IN 1962, FIVE YEARS AFTER his move to Devon, Tom Lethbridge's ideas on ghosts, 'ghouls', pendulums and dowsing rods began to crystallise into a coherent theory, which he outlined in a book called Ghost and divining rod. This appeared in 1963, and it aroused more interest than anything he had published so far. It deserved to be so popular, for its central theory was original, exciting and well-argued.

Below: Saddell Abbey, Strathclyde, Scotland - a place of curiously strong and varied atmospheres menacing in the castle. melancholy in the abbey ruins and peaceful at the wishing well. Lethbridge believed that 'atmospheres' are powerful emotions 'recorded' in the electrical  field of water

He suggested that nature generates fields of static electricity in certain places, particularly near running water. These 'fields' are capable of picking up and recording the thoughts and feelings of human beings and other living creatures. But human beings are also surrounded by a mild electrical field, as the researches of Harold Burr of Yale University in the United States revealed in the 1930s. So if someone goes into a room where a murder has taken place and experiences a distinctly unpleasant feeling, all that is happening is that the emotions associated with the crime (such as fear, pain and horror) are being transferred to the visitor's electrical field, in accordance with the laws of electricity. If we are feeling full of energy, excitement, misery or anger, the emotional transference may flow the other way, and our feelings will be recorded on the field.

But if human emotions can be imprinted in some way on the 'field' of running water, and picked up by a dowser, then this world we are living in is a far more complex place than most people give it credit for.
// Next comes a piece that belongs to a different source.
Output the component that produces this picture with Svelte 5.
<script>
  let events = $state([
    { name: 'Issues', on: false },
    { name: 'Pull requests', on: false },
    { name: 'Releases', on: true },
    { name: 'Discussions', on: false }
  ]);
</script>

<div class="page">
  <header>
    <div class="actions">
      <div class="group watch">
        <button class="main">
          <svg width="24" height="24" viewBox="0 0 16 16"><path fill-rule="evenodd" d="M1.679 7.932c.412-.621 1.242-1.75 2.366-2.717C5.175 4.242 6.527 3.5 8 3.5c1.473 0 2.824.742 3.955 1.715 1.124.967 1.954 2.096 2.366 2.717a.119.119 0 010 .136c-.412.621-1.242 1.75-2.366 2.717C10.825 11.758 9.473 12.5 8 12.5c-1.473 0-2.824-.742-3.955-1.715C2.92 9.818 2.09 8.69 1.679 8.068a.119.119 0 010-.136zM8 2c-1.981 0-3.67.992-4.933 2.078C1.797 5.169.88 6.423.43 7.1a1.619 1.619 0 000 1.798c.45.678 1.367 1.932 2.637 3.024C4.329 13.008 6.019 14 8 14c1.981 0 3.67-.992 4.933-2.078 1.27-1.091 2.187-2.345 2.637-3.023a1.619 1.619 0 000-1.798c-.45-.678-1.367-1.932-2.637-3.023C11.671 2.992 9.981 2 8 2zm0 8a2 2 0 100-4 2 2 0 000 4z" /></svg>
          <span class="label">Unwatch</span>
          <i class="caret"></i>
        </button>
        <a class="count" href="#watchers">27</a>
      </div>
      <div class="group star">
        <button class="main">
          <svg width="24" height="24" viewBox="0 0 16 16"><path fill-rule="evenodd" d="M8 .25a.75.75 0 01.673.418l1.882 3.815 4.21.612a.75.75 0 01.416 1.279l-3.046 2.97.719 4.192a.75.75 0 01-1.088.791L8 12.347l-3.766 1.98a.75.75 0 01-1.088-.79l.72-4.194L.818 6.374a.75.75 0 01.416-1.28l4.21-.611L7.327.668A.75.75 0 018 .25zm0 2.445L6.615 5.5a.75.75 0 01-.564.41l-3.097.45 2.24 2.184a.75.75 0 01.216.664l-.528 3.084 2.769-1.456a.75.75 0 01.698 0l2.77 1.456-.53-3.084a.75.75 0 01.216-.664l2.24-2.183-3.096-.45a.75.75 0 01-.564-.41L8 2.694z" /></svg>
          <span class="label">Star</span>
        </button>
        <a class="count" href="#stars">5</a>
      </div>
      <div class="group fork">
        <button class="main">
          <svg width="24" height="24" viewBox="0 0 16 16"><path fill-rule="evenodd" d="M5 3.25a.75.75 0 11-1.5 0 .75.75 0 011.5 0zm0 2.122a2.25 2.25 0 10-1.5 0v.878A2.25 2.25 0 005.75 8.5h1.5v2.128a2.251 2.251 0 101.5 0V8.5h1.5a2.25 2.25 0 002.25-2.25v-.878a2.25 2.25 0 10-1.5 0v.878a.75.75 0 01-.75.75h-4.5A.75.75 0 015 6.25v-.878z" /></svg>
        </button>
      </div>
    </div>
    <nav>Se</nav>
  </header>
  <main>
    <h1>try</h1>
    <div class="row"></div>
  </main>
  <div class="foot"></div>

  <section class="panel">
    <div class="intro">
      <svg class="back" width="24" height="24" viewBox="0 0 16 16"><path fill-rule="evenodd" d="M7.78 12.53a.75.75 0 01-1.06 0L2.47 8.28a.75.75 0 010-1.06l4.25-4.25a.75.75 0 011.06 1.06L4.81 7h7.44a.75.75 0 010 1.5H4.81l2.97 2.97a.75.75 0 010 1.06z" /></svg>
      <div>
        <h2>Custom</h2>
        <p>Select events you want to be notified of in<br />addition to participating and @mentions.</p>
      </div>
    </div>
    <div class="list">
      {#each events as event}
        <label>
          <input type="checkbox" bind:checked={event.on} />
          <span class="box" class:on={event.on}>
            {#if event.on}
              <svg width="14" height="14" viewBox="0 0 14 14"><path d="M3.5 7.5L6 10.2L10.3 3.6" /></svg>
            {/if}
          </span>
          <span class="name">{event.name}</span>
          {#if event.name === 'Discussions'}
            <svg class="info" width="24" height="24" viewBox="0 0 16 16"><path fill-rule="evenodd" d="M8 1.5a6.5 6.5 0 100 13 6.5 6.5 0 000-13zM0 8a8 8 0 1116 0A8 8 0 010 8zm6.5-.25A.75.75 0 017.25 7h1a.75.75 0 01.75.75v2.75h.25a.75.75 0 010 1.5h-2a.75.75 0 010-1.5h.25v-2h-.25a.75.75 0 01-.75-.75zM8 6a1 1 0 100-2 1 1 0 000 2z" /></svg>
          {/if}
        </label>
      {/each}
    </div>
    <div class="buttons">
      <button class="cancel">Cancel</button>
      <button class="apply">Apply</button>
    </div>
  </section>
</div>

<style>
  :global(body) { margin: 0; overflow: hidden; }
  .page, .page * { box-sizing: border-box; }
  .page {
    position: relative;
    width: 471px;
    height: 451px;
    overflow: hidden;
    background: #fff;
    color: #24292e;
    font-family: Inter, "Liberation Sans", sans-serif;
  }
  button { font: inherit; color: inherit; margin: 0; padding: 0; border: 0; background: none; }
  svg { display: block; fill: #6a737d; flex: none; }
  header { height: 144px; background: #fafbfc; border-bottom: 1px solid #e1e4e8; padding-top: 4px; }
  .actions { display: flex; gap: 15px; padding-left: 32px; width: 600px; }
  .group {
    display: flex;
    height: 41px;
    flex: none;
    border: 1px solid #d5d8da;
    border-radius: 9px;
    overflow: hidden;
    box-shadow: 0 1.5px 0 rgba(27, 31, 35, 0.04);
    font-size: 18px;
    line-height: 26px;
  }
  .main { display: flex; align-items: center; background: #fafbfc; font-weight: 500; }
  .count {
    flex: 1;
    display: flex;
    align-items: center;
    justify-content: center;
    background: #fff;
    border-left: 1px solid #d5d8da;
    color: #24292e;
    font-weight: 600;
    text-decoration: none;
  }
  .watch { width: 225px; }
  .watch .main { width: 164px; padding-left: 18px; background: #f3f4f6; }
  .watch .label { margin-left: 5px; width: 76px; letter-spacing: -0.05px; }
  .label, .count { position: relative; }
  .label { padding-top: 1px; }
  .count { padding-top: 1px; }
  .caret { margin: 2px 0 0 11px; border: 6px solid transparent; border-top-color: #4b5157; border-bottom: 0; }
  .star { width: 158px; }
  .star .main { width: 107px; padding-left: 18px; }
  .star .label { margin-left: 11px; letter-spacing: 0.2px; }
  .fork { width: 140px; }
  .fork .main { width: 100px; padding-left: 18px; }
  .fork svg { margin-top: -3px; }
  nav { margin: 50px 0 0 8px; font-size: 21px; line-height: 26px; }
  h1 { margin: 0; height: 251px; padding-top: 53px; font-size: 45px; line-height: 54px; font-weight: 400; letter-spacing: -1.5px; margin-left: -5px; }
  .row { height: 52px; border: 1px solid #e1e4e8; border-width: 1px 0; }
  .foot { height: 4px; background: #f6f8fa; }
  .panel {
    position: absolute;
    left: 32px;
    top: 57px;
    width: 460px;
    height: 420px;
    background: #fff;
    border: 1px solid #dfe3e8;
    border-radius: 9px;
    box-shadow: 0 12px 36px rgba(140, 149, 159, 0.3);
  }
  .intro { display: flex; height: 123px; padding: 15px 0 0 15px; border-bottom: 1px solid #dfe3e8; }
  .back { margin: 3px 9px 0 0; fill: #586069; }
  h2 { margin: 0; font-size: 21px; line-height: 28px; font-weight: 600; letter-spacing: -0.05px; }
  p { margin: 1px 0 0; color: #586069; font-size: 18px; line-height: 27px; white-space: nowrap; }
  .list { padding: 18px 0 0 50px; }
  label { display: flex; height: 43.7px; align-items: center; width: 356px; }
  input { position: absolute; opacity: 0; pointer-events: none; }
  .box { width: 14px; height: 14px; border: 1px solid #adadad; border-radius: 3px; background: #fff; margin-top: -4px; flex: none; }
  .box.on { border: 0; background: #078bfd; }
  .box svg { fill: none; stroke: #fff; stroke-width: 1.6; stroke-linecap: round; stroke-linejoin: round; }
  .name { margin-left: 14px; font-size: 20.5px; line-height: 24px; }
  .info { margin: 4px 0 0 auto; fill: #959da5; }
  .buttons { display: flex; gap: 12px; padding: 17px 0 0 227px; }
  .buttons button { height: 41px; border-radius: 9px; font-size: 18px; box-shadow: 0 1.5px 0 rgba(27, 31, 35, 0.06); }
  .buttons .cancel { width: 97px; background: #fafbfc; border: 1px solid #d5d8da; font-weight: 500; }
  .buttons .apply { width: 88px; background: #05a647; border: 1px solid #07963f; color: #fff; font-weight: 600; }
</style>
To begin with, we must be surrounded by hidden information in the form of these 'tape recordings' - that might become accessible to all of us if we could master the art of using the dowser's pendulum.

It looks - says Lethbridge - as if human beings possess 'psyche-fields' as well as bodies. The body is simply a piece of apparatus for collecting impressions, which are then stored in the psyche-field. But in that case, there would seem to be a part of us that seeks the information. Presumably this is what religious people call the spirit. And since the information it can acquire through the pendulum may come from the remote past, or from some place on the other side of the world, then this spirit must be outside the limits of space and time.

It was this last idea that excited Lethbridge so much. His experiments with the pendulum seemed to indicate that there are other worlds beyond this one, perhaps worlds in other dimensions. Presumably we cannot see them - although they co-exist with our world - because our bodies are rather crude machines for picking up low-level vibrations. But the psyche-field - or perhaps the spirit - seems to have access to these other invisible worlds.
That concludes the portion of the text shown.